I’m now an atheist, but I’m nostalgic about one thing in particular from my Sunday School. On the wall, mounted in a frame, were the words: God sees the sparrow fall. Meaning that, no matter how insignificant something might seem to be, there’s an all-seeing, all-caring witness of it. (The phrase is from Matthew in the Bible; the idea of omniscience also features large in other religions.)
When I went to the preview of the Whitechapel Gallery Open in 2001, there were hordes of people watching a video called The Last 3600 Seconds of Wasp, by Zatorski and Zatorski. It was of a wasp, in close-up, in its dying throes – and it was 60 minutes long. But people could not tear themselves away. Everyone was transfixed as the wasp twitched its legs in the air and then became quite motionless, over and over again, until finally it moved no more.
My point is that in our hard-bitten secular society we at some level still crave a sense of the existence of a witness to the smallest of events; we also want to think that everything matters.
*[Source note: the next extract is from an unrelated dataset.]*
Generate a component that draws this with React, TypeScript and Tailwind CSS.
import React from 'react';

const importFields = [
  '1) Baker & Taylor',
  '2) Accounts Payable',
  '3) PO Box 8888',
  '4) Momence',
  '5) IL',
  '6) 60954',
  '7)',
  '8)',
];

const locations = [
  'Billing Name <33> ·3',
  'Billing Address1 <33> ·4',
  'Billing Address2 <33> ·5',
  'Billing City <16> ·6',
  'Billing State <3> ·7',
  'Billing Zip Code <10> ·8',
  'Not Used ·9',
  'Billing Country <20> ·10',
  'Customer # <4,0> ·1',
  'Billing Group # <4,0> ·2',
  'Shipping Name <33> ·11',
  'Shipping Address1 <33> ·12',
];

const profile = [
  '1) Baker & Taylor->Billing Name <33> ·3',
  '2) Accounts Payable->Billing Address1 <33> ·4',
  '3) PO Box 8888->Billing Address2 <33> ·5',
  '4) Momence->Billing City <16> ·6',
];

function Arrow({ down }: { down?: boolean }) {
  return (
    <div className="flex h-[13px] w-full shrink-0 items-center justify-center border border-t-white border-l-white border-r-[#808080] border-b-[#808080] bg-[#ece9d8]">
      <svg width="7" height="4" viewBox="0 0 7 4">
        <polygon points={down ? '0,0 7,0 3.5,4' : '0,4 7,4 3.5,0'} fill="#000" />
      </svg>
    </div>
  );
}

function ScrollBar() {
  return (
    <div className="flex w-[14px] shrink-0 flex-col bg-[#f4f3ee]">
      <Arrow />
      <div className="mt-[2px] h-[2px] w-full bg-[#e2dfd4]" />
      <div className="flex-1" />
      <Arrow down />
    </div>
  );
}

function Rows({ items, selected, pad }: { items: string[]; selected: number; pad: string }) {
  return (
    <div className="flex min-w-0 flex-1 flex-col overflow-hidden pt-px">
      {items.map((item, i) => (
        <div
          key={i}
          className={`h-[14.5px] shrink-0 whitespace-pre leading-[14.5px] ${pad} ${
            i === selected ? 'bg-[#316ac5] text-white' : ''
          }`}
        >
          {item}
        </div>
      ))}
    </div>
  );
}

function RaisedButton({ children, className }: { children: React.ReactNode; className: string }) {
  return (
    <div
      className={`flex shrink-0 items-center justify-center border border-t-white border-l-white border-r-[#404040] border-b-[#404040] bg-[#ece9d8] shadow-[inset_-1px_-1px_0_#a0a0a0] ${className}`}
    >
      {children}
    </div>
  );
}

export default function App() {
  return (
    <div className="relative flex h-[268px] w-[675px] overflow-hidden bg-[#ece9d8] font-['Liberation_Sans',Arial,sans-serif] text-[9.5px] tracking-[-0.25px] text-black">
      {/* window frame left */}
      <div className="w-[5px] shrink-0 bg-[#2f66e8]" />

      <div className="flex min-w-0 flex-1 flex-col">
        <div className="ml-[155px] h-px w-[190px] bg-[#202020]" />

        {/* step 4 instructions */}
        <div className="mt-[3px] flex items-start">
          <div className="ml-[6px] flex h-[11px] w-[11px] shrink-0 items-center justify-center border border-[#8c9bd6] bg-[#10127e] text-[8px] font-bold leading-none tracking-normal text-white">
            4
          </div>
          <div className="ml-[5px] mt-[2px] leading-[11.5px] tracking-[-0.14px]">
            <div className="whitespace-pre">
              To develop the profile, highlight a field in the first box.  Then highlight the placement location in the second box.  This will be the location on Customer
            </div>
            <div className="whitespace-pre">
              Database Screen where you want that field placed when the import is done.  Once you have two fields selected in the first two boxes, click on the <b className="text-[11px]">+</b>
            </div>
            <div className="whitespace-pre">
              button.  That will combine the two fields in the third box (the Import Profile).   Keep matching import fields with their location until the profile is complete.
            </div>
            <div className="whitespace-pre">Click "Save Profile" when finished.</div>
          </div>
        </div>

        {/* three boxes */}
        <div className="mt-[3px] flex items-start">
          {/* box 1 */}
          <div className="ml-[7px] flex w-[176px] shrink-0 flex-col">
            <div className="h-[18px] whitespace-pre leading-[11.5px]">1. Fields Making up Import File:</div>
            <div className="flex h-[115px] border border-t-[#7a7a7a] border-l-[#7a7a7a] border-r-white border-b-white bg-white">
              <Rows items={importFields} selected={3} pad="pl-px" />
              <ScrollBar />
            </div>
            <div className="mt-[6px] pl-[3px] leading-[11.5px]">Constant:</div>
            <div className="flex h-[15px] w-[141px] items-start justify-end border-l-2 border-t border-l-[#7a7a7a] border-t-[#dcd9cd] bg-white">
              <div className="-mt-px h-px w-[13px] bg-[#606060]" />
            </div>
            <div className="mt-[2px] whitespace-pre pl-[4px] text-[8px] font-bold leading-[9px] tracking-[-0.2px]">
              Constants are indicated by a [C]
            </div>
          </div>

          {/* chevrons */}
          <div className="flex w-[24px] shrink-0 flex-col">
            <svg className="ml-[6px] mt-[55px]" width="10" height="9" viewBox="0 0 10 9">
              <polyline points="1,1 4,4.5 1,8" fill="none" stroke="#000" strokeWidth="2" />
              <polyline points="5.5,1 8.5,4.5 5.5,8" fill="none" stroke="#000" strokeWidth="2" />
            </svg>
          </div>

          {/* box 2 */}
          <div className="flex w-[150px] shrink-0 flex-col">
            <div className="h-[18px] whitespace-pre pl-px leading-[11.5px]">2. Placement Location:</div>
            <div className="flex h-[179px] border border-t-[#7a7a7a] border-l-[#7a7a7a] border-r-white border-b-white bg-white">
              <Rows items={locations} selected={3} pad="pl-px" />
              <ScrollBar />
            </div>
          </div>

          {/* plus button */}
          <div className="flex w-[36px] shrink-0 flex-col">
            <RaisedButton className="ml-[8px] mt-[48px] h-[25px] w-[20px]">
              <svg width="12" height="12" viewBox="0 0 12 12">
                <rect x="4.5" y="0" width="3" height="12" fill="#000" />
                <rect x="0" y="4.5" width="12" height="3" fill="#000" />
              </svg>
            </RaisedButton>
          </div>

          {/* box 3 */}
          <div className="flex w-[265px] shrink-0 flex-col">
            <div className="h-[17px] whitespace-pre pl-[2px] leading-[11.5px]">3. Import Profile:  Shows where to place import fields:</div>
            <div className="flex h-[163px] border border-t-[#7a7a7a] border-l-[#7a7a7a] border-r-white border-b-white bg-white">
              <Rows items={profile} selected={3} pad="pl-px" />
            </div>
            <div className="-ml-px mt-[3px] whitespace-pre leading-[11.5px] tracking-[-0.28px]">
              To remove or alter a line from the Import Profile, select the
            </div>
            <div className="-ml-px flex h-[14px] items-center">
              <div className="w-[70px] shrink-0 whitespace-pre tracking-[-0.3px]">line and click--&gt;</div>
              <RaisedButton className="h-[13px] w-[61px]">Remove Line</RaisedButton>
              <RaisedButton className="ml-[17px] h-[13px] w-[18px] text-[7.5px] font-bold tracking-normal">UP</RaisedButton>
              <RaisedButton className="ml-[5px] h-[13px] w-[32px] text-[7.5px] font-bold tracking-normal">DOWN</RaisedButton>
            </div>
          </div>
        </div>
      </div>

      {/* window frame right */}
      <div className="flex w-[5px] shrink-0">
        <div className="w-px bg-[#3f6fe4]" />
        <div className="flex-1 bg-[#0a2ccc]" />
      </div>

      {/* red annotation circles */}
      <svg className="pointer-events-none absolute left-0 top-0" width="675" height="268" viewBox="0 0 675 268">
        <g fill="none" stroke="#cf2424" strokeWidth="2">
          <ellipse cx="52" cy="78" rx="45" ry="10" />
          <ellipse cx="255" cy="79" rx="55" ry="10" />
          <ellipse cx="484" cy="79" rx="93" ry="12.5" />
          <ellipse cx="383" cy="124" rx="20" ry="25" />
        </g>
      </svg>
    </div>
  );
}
And I’m proposing that there’s a ‘witness’ type of filmmaking that can serve, in part at least, as a substitute for the idea of God. In the case of The Last 3600 Seconds of Wasp, while we’re watching the ‘witnessing of the camera’, we’re temporarily relieved of the limitations of what we as humans will ordinarily notice and care about.
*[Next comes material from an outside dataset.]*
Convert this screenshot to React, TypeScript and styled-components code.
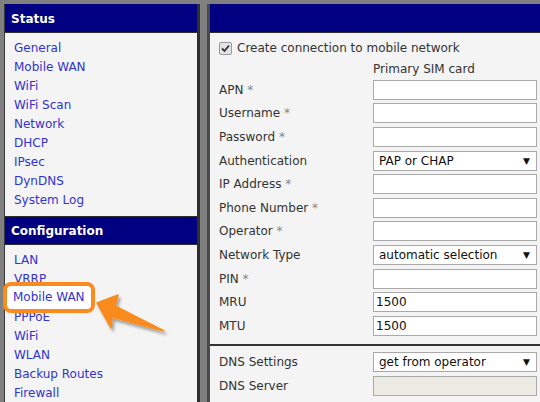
import React from "react";
import styled, { createGlobalStyle } from "styled-components";

const Global = createGlobalStyle`
  html, body { margin: 0; padding: 0; background: #808080; overflow: hidden; }
  body { font-family: "DejaVu Sans", Verdana, sans-serif; font-size: 12px; }
  #root { width: 540px; height: 402px; overflow: hidden; }
`;

const Page = styled.div`
  display: flex;
  align-items: flex-start;
  gap: 7px;
  padding: 4px 0 0 4px;
  width: 900px;
  height: 402px;
  box-sizing: border-box;
`;

const SidePanel = styled.div`
  position: relative;
  width: 196px;
  flex: none;
  box-sizing: border-box;
  background: #f4f4f4;
  border-left: 1px solid #3a3a3a;
  border-right: 3px solid #2e2e2e;
  height: 420px;
`;

const SectionHeader = styled.div<{ $first?: boolean }>`
  height: 27px;
  background: #000080;
  color: #fff;
  font-weight: bold;
  font-size: 12px;
  display: flex;
  align-items: center;
  padding-left: 6px;
  border-top: 1px solid ${(p) => (p.$first ? "#000080" : "#2e2e2e")};
  border-bottom: 1px solid #2e2e2e;
`;

const LinkList = styled.ul`
  list-style: none;
  margin: 0;
  padding: 6px 0 6px 9px;
`;

const LinkItem = styled.li`
  height: 19px;
  line-height: 19px;
  color: #3333cc;
  white-space: nowrap;
`;

const Highlight = styled.div`
  position: absolute;
  left: -2px;
  top: 278px;
  width: 78px;
  height: 23px;
  border: 4px solid #f98b1f;
  border-radius: 8px;
  background: #ffffff;
  color: #3333cc;
  line-height: 23px;
  padding-left: 6px;
  white-space: nowrap;
  box-sizing: content-box;
`;

const Arrow = styled.svg`
  position: absolute;
  left: 0;
  top: 0;
  overflow: visible;
  pointer-events: none;
`;

const MainPanel = styled.div`
  width: 420px;
  flex: none;
  box-sizing: border-box;
  background: #f4f4f4;
  border-left: 3px solid #4a4a4a;
  height: 420px;
`;

const MainHeader = styled.div`
  height: 27px;
  background: #000080;
  border-top: 1px solid #000080;
  border-bottom: 1px solid #2e2e2e;
`;

const Form = styled.div`
  padding: 7px 0 0 9px;
  color: #333;
`;

const CheckRow = styled.div`
  display: flex;
  align-items: center;
  gap: 5px;
  height: 16px;
`;

const CheckBox = styled.span`
  width: 13px;
  height: 13px;
  box-sizing: border-box;
  border: 1px solid #9a9a9a;
  border-radius: 2px;
  background: #e4e4e4;
  display: flex;
  align-items: center;
  justify-content: center;
`;

const ColHead = styled.div`
  margin: 4px 0 0 154px;
  height: 18px;
  line-height: 18px;
`;

const Grid = styled.div`
  display: grid;
  grid-template-columns: 154px 164px;
  grid-auto-rows: 23.6px;
  align-items: center;
`;

const Label = styled.div`
  white-space: nowrap;
`;

const Star = styled.span`
  color: #888;
`;

const Field = styled.div<{ $disabled?: boolean }>`
  height: 20px;
  box-sizing: border-box;
  border: 1px solid #a9a9a9;
  background: ${(p) => (p.$disabled ? "#ebebe4" : "#fff")};
  display: flex;
  align-items: center;
  padding-left: 2px;
  color: #111;
  white-space: nowrap;
`;

const SelectBox = styled(Field)`
  justify-content: space-between;
  padding: 0 6px 0 5px;
`;

const Caret = styled.span`
  font-size: 9px;
  color: #111;
`;

const Separator = styled.div`
  height: 2px;
  background: #333;
  margin: 6px 0 5px -9px;
`;

type Row = { label: string; star?: boolean; kind?: "input" | "select" | "disabled"; value?: string };

const rows: Row[] = [
  { label: "APN", star: true },
  { label: "Username", star: true },
  { label: "Password", star: true },
  { label: "Authentication", kind: "select", value: "PAP or CHAP" },
  { label: "IP Address", star: true },
  { label: "Phone Number", star: true },
  { label: "Operator", star: true },
  { label: "Network Type", kind: "select", value: "automatic selection" },
  { label: "PIN", star: true },
  { label: "MRU", value: "1500" },
  { label: "MTU", value: "1500" },
];

const dnsRows: Row[] = [
  { label: "DNS Settings", kind: "select", value: "get from operator" },
  { label: "DNS Server", kind: "disabled" },
];

const renderRow = (r: Row) => (
  <React.Fragment key={r.label}>
    <Label>
      {r.label}
      {r.star && <Star> *</Star>}
    </Label>
    {r.kind === "select" ? (
      <SelectBox>
        <span>{r.value}</span>
        <Caret>▼</Caret>
      </SelectBox>
    ) : (
      <Field $disabled={r.kind === "disabled"}>{r.value}</Field>
    )}
  </React.Fragment>
);

const statusLinks = ["General", "Mobile WAN", "WiFi", "WiFi Scan", "Network", "DHCP", "IPsec", "DynDNS", "System Log"];
const configLinks = ["LAN", "VRRP", "Mobile WAN", "PPPoE", "WiFi", "WLAN", "Backup Routes", "Firewall"];

export default function App() {
  return (
    <>
      <Global />
      <Page>
        <SidePanel>
          <SectionHeader $first>Status</SectionHeader>
          <LinkList>
            {statusLinks.map((l) => (
              <LinkItem key={l}>{l}</LinkItem>
            ))}
          </LinkList>
          <SectionHeader>Configuration</SectionHeader>
          <LinkList>
            {configLinks.map((l, i) => (
              <LinkItem key={l + i}>{l}</LinkItem>
            ))}
          </LinkList>
          <Highlight>Mobile WAN</Highlight>
          <Arrow width="196" height="400" viewBox="0 0 196 400">
            <defs>
              <filter id="sh" x="-20%" y="-20%" width="150%" height="150%">
                <feDropShadow dx="2" dy="3" stdDeviation="1.5" floodColor="#000" floodOpacity="0.35" />
              </filter>
            </defs>
            <path
              d="M92 299 L113 291 L110 302 L159 327 L107 313 L106 324 Z"
              fill="#f98b1f"
              stroke="#f98b1f"
              strokeWidth="1.5"
              strokeLinejoin="round"
              filter="url(#sh)"
            />
          </Arrow>
        </SidePanel>
        <MainPanel>
          <MainHeader />
          <Form>
            <CheckRow>
              <CheckBox>
                <svg width="9" height="9" viewBox="0 0 9 9">
                  <path d="M1 4.5 L3.5 7 L8 1.5" fill="none" stroke="#333" strokeWidth="1.8" />
                </svg>
              </CheckBox>
              Create connection to mobile network
            </CheckRow>
            <ColHead>Primary SIM card</ColHead>
            <Grid>{rows.map(renderRow)}</Grid>
            <Separator />
            <Grid>{dnsRows.map(renderRow)}</Grid>
          </Form>
        </MainPanel>
      </Page>
    </>
  );
}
Think of all the single-screen artists’ films that are comprised of one, or just a very few shots, in which very little happens, except that something that’s at first glance insignificant becomes meaningful – eventually. For example, there’s Cobra Mist (2008) by Emily Richardson, involving long, slow footage of a decaying ex-military base that: ‘records the physical traces of its often secretive past using the photographic nature of 16mm film and time lapse to construct an impossible experience of the landscape and expose its history to the camera’. Or Mark Wallinger’s Threshold to the Kingdom (2000), in which a static camera is trained on a steady flow of people coming through the arrivals door of an airport. Or Rosalind Nashashibi’s Hreash House (2004), a film of the domestic interior of a Palestinian home, during the preparation and eating of a meal.
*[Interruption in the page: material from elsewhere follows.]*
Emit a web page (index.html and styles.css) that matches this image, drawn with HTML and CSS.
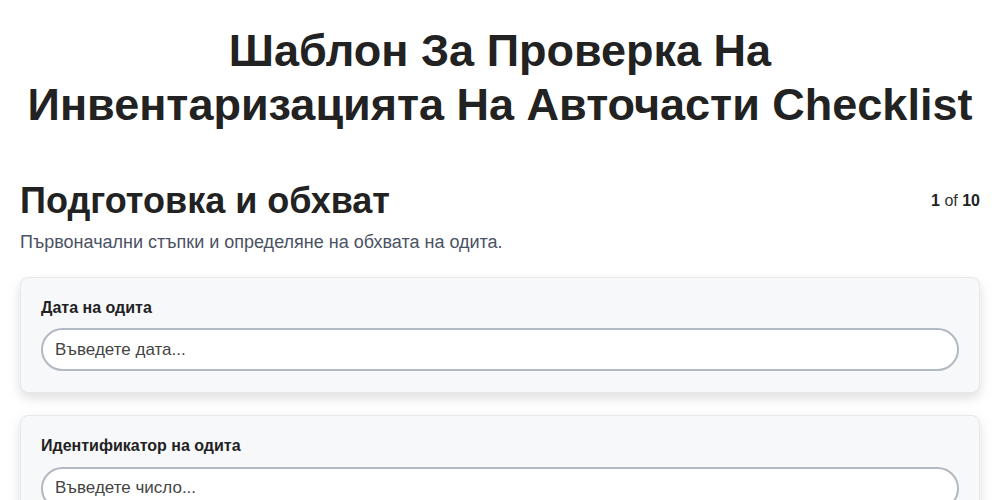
FILE: index.html
```html
<!DOCTYPE html>
<html lang="bg">
<head>
<meta charset="UTF-8">
<meta name="viewport" content="width=device-width, initial-scale=1.0">
<title>Шаблон За Проверка На Инвентаризацията На Авточасти Checklist</title>
<link rel="stylesheet" href="styles.css">
</head>
<body>
    <div class="container">
        <h1>Шаблон За Проверка На Инвентаризацията На Авточасти Checklist</h1>

        <div class="section-header">
            <h2>Подготовка и обхват</h2>
            <div class="step-count"><b>1</b> of <b>10</b></div>
        </div>
        <p class="section-desc">Първоначални стъпки и определяне на обхвата на одита.</p>

        <div class="field-card">
            <label for="auditDate">Дата на одита</label>
            <input type="text" id="auditDate" placeholder="Въведете дата...">
        </div>

        <div class="field-card">
            <label for="auditId">Идентификатор на одита</label>
            <input type="number" id="auditId" placeholder="Въведете число...">
        </div>

        <div class="field-card">
            <label for="auditor">Одитор</label>
            <input type="text" id="auditor" placeholder="Въведете име...">
        </div>
    </div>
</body>
</html>
```

FILE: styles.css
```css
body {
    font-family: "Liberation Sans", Arial, sans-serif;
    margin: 0;
    background-color: #fff;
    color: #222;
}
.container {
    padding: 24px 20px 20px;
}
h1 {
    font-size: 45px;
    line-height: 1.2;
    text-align: center;
    margin: 0 0 47px;
    color: #222;
}
.section-header {
    display: flex;
    justify-content: space-between;
    align-items: center;
}
.section-header h2 {
    font-size: 36px;
    line-height: 1.2;
    margin: 0;
    color: #222;
}
.step-count {
    font-size: 16px;
    line-height: 1.2;
    color: #333;
}
.step-count b {
    color: #222;
}
.section-desc {
    font-size: 18px;
    line-height: 27px;
    color: #4a5263;
    margin: 7px 0 21px;
}
.field-card {
    background-color: #f7f8fa;
    border: 1px solid #e6e8ec;
    border-radius: 8px;
    box-shadow: 0 5px 12px rgba(0, 0, 0, 0.13);
    padding: 20px 20px 21px;
    margin-bottom: 22px;
}
.field-card label {
    display: block;
    font-size: 16px;
    font-weight: bold;
    line-height: 1.2;
    margin-bottom: 11px;
    color: #222;
}
.field-card input {
    display: block;
    width: 100%;
    box-sizing: border-box;
    font-family: inherit;
    font-size: 17px;
    line-height: 20px;
    padding: 9.5px 12px;
    border: 2px solid #b2b9c2;
    border-radius: 22px;
    background-color: #fff;
    color: #222;
    outline: none;
}
.field-card input::placeholder {
    color: #444;
}
```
In such films, time is captured and stored, and sometimes slowed down or speeded up: thanks to the supra-human capabilities of the camera, the unexpected happens. The otherwise meaningless death of a wasp is invested with the purpose of making us care (Zatorski and Zatorski); some tumble-down buildings cause us to reflect with concern about chilling aspects of human behaviour (Richardson); we find ourselves ruminating on hope and innocence, and on our fears, compassionate and guilty by turns (Wallinger); we have a privileged view of distant strangers, and we learn something essential about them by watching every detail of their lives (Nashashibi). The camera’s singular eye invests us with a conscience, and the world with meaning.












Beautifully put. You might just make an art lover of me yet!